**Data section**
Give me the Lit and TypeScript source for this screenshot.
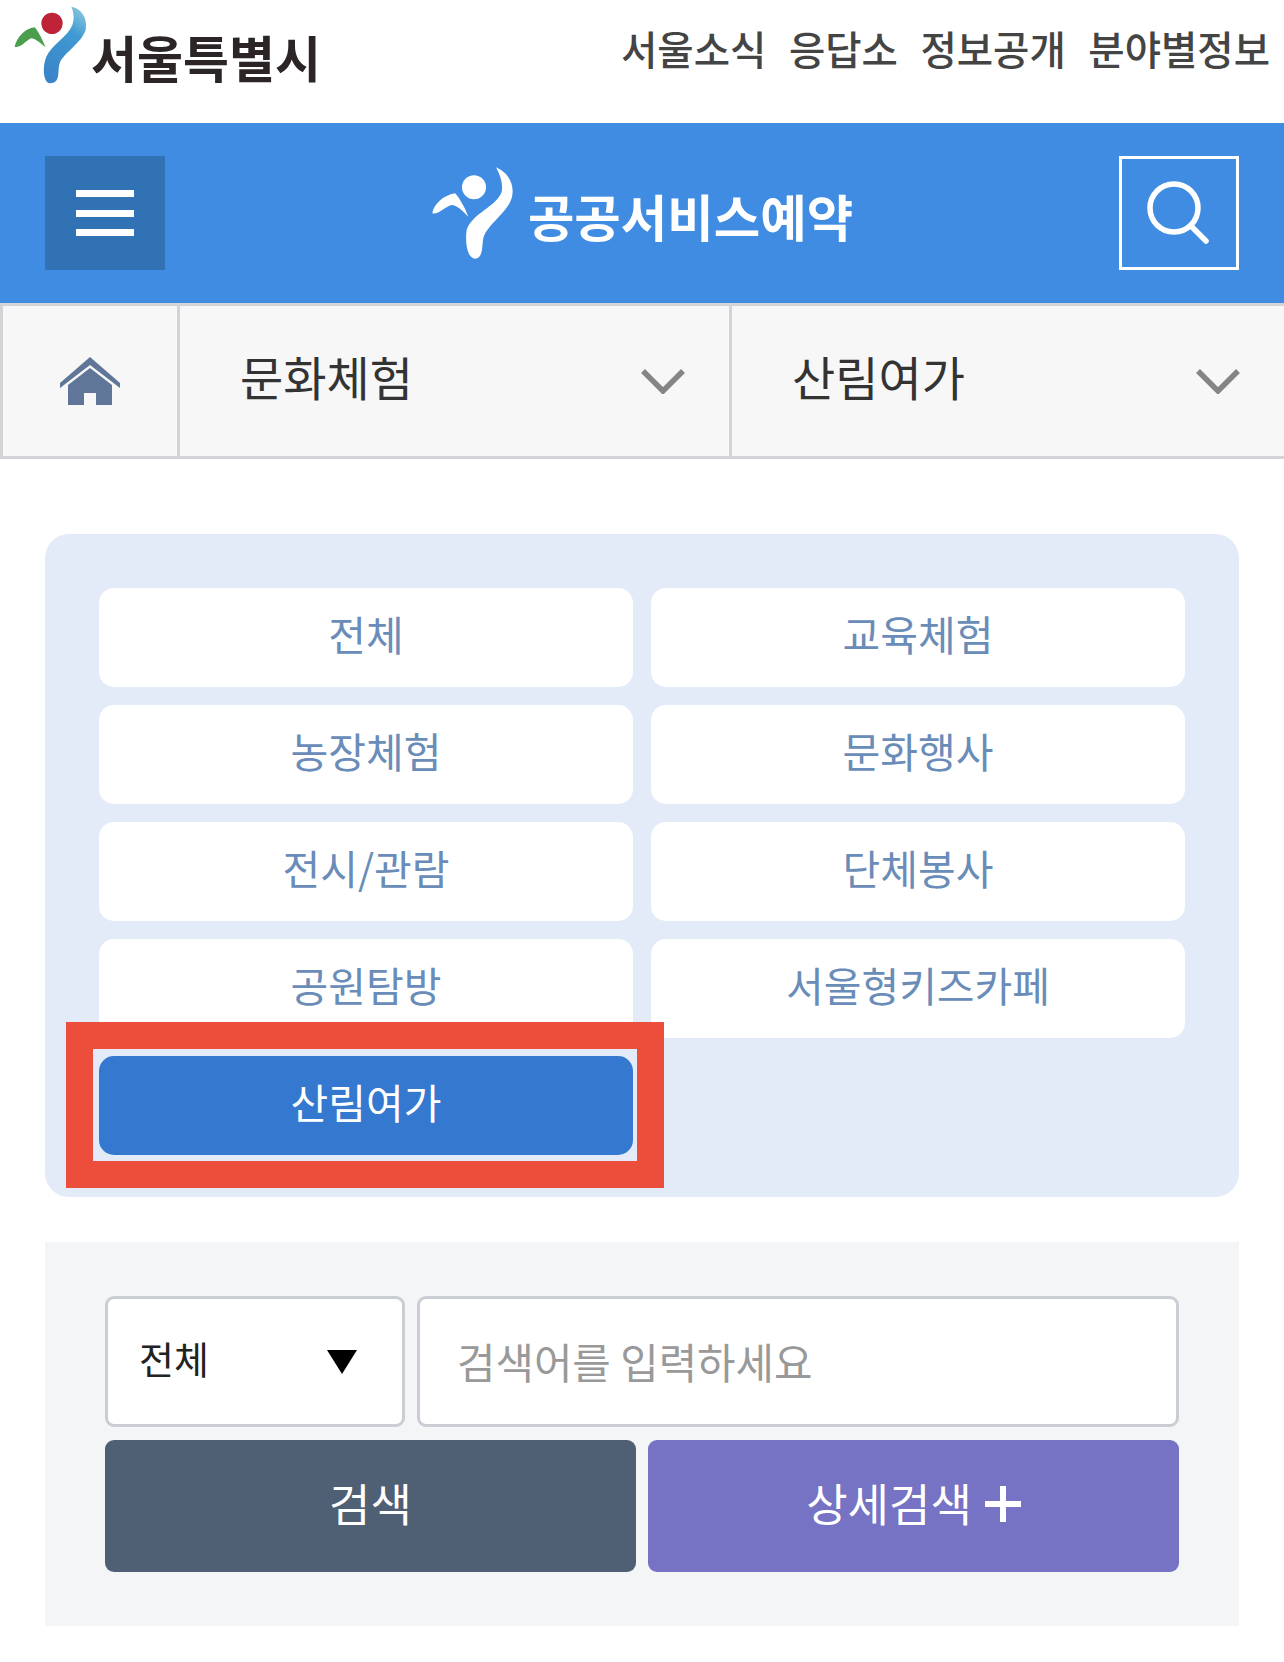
import { LitElement, css, html, svg } from "lit";
import { customElement, state } from "lit/decorators.js";

const chevron = html`<svg class="chevron" viewBox="0 0 44 26">
  <path d="M2 3 L22 23 L42 3" fill="none" stroke="#858585" stroke-width="5.5" />
</svg>`;

const seoulMark = svg`
  <defs>
    <linearGradient id="seoulBlue" x1="0.7" y1="0" x2="0.3" y2="1">
      <stop offset="0" stop-color="#7fc0dc" />
      <stop offset="0.3" stop-color="#3f9ad2" />
      <stop offset="1" stop-color="#3a84c8" />
    </linearGradient>
  </defs>
  <path fill="#4a9e4d" d="M45 140 C50 115 75 85 105 82 C120 100 130 125 138 142 C120 128 105 115 95 115 C80 120 65 145 45 140 Z" />
  <circle fill="#bf2337" cx="157" cy="70" r="32" />
  <path fill="url(#seoulBlue)" d="M215 20 C245 25 265 55 258 90 C245 130 190 160 180 190 C172 215 185 250 150 250 C130 245 128 200 140 170 C155 135 205 110 218 75 C225 55 222 35 215 20 Z" />
`;

const whiteMark = svg`
  <path d="M97 190 C100 165 130 135 165 130 C180 145 195 175 205 200 C185 180 170 165 155 165 C135 170 115 195 97 190 Z" />
  <circle cx="222" cy="112" r="36" />
  <path d="M288 52 C330 70 345 110 335 145 C320 190 260 225 250 265 C245 290 250 325 225 326 C200 325 195 270 200 240 C215 190 290 170 305 125 C310 100 300 75 288 52 Z" />
`;

@customElement("app-root")
export class AppRoot extends LitElement {
  @state()
  categories = ["전체", "교육체험", "농장체험", "문화행사", "전시/관람", "단체봉사", "공원탐방", "서울형키즈카페", "산림여가"];

  @state()
  selected = "산림여가";

  render() {
    return html`
      <div class="top">
        <div class="seoul">
          <svg class="seoul-mark" viewBox="40 15 225 240">${seoulMark}</svg>
          <span>서울특별시</span>
        </div>
        <nav class="top-links">
          <span>서울소식</span>
          <span>응답소</span>
          <span>정보공개</span>
          <span>분야별정보</span>
        </nav>
      </div>

      <header class="bar">
        <button class="menu-btn">
          <i></i><i></i><i></i>
        </button>
        <div class="brand">
          <svg class="brand-mark" viewBox="90 48 255 285" fill="#fff">${whiteMark}</svg>
          <span>공공서비스예약</span>
        </div>
        <button class="search-btn">
          <svg viewBox="0 0 64 64" width="64" height="64">
            <circle cx="27" cy="27" r="24" fill="none" stroke="#fff" stroke-width="5.5" />
            <path d="M44 45 L59 60" stroke="#fff" stroke-width="5.5" stroke-linecap="round" />
          </svg>
        </button>
      </header>

      <div class="crumbs">
        <div class="cell home">
          <svg viewBox="0 0 60 48" width="60" height="48">
            <path d="M30 0 L60 26 L60 31 L30 8 L0 31 L0 26 Z" fill="#5f7699" />
            <path d="M8 28 L30 11 L52 28 L52 48 L36 48 L36 36 L24 36 L24 48 L8 48 Z" fill="#5f7699" />
          </svg>
        </div>
        <div class="cell"><span>문화체험</span>${chevron}</div>
        <div class="cell"><span>산림여가</span>${chevron}</div>
      </div>

      <section class="panel">
        ${this.categories.map(c => html`
          <button class="cat ${c === this.selected ? "active" : ""}">
            ${c}
            ${c === this.selected ? html`<div class="highlight"></div>` : ""}
          </button>
        `)}
      </section>

      <section class="search">
        <div class="fields">
          <div class="select">
            <span>전체</span>
            <svg viewBox="0 0 30 24" width="30" height="24"><path d="M0 0 H30 L15 24 Z" fill="#000" /></svg>
          </div>
          <div class="input">검색어를 입력하세요</div>
        </div>
        <div class="actions">
          <button class="btn dark">검색</button>
          <button class="btn purple">
            상세검색
            <svg viewBox="0 0 36 36" width="36" height="36"><path d="M15 0 H21 V15 H36 V21 H21 V36 H15 V21 H0 V15 H15 Z" fill="#fff" /></svg>
          </button>
        </div>
      </section>
    `;
  }

  static styles = css`
    :host {
      display: block;
      width: 1284px;
      height: 1662px;
      background: #fff;
      font-family: "Noto Sans CJK KR", "Noto Sans", sans-serif;
      overflow: hidden;
    }

    button {
      font-family: inherit;
      border: none;
      padding: 0;
      margin: 0;
    }

    .top {
      height: 123px;
      display: flex;
      justify-content: space-between;
      padding: 0 14px 0 13px;
      box-sizing: border-box;
    }

    .seoul {
      display: flex;
      align-items: flex-start;
    }

    .seoul-mark {
      width: 75px;
      height: 80px;
      margin-top: 5px;
    }

    .seoul span {
      font-size: 50px;
      font-weight: 700;
      line-height: 1;
      color: #2b2526;
      margin: 31px 0 0 3px;
    }

    .top-links {
      display: flex;
      gap: 22.5px;
      padding-top: 28px;
      font-size: 39.5px;
      font-weight: 500;
      line-height: 40px;
      color: #444;
    }

    .bar {
      height: 180px;
      background: #408ce2;
      display: flex;
      align-items: center;
      justify-content: space-between;
      padding: 33px 45px;
      box-sizing: border-box;
    }

    .menu-btn {
      width: 120px;
      height: 114px;
      background: #3172b4;
      display: flex;
      flex-direction: column;
      align-items: center;
      justify-content: center;
      gap: 12.5px;
    }

    .menu-btn i {
      display: block;
      width: 58px;
      height: 7px;
      background: #fff;
    }

    .search-btn {
      width: 120px;
      height: 114px;
      background: transparent;
      border: 3px solid #fff;
      box-sizing: border-box;
      display: flex;
      align-items: center;
      justify-content: center;
    }

    .brand {
      display: flex;
      align-items: center;
      color: #fff;
      margin-right: 1px;
    }

    .brand-mark {
      width: 85px;
      height: 95px;
    }

    .brand span {
      font-size: 50.5px;
      font-weight: 700;
      line-height: 1;
      margin: 4px 0 0 13px;
    }

    .crumbs {
      height: 156px;
      box-sizing: border-box;
      display: grid;
      grid-template-columns: 180px 552px 552px;
      background: #f7f7f7;
      border-top: 3px solid #d2d4d8;
      border-bottom: 3px solid #d2d4d8;
    }

    .cell {
      display: flex;
      align-items: center;
      justify-content: space-between;
      padding: 0 44px 0 60px;
      border-right: 3px solid #d2d4d8;
      font-size: 47px;
      line-height: 1;
      color: #333;
    }

    .cell span {
      margin-bottom: 12px;
    }

    .cell:last-child {
      border-right: none;
    }

    .cell.home {
      justify-content: center;
      padding: 0;
      border-left: 3px solid #d2d4d8;
    }

    .chevron {
      width: 44px;
      height: 26px;
    }

    .panel {
      margin: 75px 45px 0;
      height: 663px;
      box-sizing: border-box;
      background: #e3eaf8;
      border-radius: 24px;
      padding: 54px;
      display: grid;
      grid-template-columns: 534px 534px;
      grid-auto-rows: 99px;
      column-gap: 18px;
      row-gap: 18px;
    }

    .cat {
      position: relative;
      background: #fff;
      color: #6a8cb8;
      border-radius: 15px;
      font-size: 41px;
      line-height: 1;
      padding-bottom: 8px;
    }

    .cat.active {
      background: #3478d0;
      color: #fff;
    }

    .highlight {
      position: absolute;
      top: -34px;
      left: -33px;
      right: -31px;
      bottom: -33px;
      border: solid #ec4e3b;
      border-width: 27px;
    }

    .search {
      margin: 45px 45px 0;
      height: 384px;
      box-sizing: border-box;
      background: #f4f5f7;
      padding: 54px 60px;
    }

    .fields {
      display: flex;
      gap: 12px;
      height: 131px;
    }

    .select,
    .input {
      background: #fff;
      border: 3px solid #cbcdd4;
      border-radius: 9px;
      box-sizing: border-box;
      display: flex;
      align-items: center;
    }

    .select {
      width: 300px;
      justify-content: space-between;
      padding: 0 45px 8px 31px;
      font-size: 38px;
      line-height: 1;
      color: #222;
    }

    .select svg {
      margin-top: 8px;
    }

    .input {
      flex: 1;
      padding: 1px 0 0 37px;
      font-size: 41.8px;
      line-height: 1;
      color: #999;
    }

    .actions {
      display: flex;
      gap: 12px;
      margin-top: 13px;
    }

    .btn {
      flex: 1;
      height: 132px;
      border-radius: 9px;
      color: #fff;
      font-size: 45px;
      line-height: 1;
      display: flex;
      align-items: center;
      justify-content: center;
      gap: 13px;
      padding-bottom: 8px;
    }

    .btn svg {
      margin-top: 4px;
    }

    .btn.dark {
      background: #4f5f74;
    }

    .btn.purple {
      background: #7672c4;
    }
  `;
}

**Work to be completed**
Return each line that includes "this".

**Result below**
Give me the Lit and TypeScript source for this screenshot.
        ${this.categories.map(c => html`
          <button class="cat ${c === this.selected ? "active" : ""}">
            ${c === this.selected ? html`<div class="highlight"></div>` : ""}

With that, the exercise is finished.